Meta’s first earnings of 2022 may have largely fallen short of expectations, but that hasn’t really dampened the enthusiasm of its investors.
Facebook’s parent company on Wednesday missed Wall Street revenue forecasts during the first three months of 2022, and posted its slowest revenue growth in years. It also narrowly missed analysts’ predictions for daily and monthly active Facebook users. And its profits, while ahead of expectations, were down 21% from the same period a year ago.
Still, investors managed to find something to celebrate. Meta shares jumped more than 18% in after-hours trading following Wednesday’s earnings report.
Investors were likely pleased with Meta’s user numbers — while they were slightly lower than expected, they did still grow. Monthly active Facebook users were up 3% and daily active Facebook users grew 4% year-over-year; monthly and daily active users on Meta’s family of apps also each grew 6%. That marks a reversal from the rare stagnation in user numbers during the previous quarter.

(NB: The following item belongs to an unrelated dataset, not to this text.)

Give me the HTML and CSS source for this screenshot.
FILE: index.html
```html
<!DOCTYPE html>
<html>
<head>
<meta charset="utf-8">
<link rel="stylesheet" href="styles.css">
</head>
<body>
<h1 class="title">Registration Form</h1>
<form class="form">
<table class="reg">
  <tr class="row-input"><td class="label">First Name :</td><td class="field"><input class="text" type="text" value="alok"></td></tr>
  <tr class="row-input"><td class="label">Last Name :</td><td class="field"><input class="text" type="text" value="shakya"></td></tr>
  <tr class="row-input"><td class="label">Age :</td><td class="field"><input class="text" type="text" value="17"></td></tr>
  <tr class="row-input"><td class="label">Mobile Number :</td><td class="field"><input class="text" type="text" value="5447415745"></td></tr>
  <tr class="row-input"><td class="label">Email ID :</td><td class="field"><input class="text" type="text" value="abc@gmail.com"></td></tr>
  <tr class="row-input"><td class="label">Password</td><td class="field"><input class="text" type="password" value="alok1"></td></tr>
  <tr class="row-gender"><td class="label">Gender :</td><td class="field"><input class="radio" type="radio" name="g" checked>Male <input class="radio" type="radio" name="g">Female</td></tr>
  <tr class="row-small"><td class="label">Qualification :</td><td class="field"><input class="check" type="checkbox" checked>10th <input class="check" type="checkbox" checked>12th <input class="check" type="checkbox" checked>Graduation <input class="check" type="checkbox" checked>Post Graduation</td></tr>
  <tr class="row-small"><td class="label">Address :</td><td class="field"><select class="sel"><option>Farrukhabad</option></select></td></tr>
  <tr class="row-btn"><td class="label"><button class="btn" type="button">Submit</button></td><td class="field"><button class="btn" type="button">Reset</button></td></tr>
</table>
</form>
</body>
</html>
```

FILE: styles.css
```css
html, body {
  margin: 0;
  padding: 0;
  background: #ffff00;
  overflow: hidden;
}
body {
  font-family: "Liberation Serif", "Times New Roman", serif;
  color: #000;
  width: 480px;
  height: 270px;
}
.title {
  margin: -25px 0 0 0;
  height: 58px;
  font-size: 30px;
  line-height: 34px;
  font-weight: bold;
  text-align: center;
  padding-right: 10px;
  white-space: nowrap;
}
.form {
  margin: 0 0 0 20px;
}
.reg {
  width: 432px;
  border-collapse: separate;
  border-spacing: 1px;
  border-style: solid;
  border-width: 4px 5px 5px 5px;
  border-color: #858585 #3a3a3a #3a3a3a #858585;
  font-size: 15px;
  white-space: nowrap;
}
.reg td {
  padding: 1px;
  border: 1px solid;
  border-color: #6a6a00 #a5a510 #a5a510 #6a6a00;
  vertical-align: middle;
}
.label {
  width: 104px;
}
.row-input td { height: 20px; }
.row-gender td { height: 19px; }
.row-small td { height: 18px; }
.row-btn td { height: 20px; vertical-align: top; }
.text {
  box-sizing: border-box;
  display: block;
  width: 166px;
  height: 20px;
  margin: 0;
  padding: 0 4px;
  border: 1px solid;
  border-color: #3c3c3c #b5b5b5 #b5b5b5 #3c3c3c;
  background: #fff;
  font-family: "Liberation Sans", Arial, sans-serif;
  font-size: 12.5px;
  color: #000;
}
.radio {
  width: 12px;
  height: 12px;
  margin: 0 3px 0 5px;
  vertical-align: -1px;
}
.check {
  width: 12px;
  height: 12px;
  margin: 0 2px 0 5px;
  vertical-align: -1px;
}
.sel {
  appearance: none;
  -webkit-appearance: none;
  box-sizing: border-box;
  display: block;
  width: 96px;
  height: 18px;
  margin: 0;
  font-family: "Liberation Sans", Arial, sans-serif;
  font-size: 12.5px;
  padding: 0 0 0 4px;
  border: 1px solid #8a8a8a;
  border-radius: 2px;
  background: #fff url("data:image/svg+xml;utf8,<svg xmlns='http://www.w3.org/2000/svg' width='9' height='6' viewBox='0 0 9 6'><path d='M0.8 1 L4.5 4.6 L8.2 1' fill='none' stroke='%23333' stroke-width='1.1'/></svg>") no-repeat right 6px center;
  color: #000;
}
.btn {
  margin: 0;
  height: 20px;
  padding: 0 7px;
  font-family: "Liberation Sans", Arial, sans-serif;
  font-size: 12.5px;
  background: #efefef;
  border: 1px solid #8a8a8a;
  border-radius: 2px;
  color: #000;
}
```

Meta also lowered its projections for total expenses for the year, adjusting the upper limit of its expected spending from $95 billion to $92 billion. The adjustment was probably welcomed by investors wary of how much the company is shelling out on its plans for an augmented- and virtual-reality enabled future.
The company reported total quarterly revenue up 7% year-over-year to $27.9 billion, and net income of nearly $7.5 billion, or $2.72 per share.
“We made progress this quarter across a number of key company priorities and we remain confident in the long-term opportunities and growth that our product roadmap will unlock,” CEO Mark Zuckerberg said in a statement.
Still, there remain some warning signs for the company, which is battling rivals like TikTok, struggling to monetize popular video content and facing disruption of its core advertising business because of changes to Apple’s privacy practices. The company reported that its average price per ad decreased by 8% from the same period in the prior year; by contrast, average price per ad was up 6% in the previous quarter.
Meta also noted that its business was affected by Russia’s war in Ukraine — the company’s Facebook and Instagram platforms were blocked in Russia last month — and expects those challenges to continue in the current quarter.
In the last quarter of 2021, Meta began breaking out its Reality Labs segment, which includes its AR and VR efforts, from its larger family of apps. In the first quarter of 2022, the Reality Labs unit posted a loss of nearly $3 billion during the quarter. And Zuckerberg warned analysts on Wednesday’s earnings call to expect continued challenges.
“Based on the strong revenue growth we saw in 2021, we kicked off a number of multi-year products to accelerate some of our longer-term investments,” he said. “But with our current business growth levels, we are now planning to slow the pace of some of our investments.”
Zuckerberg said Meta hopes in the coming years to generate sufficient operating income growth from its family of apps to fund its investments in Reality Labs while still growing the company’s overall profitability.
“Of course, our priority remains building for the long-term, so while we’re currently building our plans to achieve this, it is possible that prolonged macroeconomic or business uncertainty could force us to trade off against shorter-term financial goals,” Zuckerberg said. “But we remain confident in our long-term opportunities.”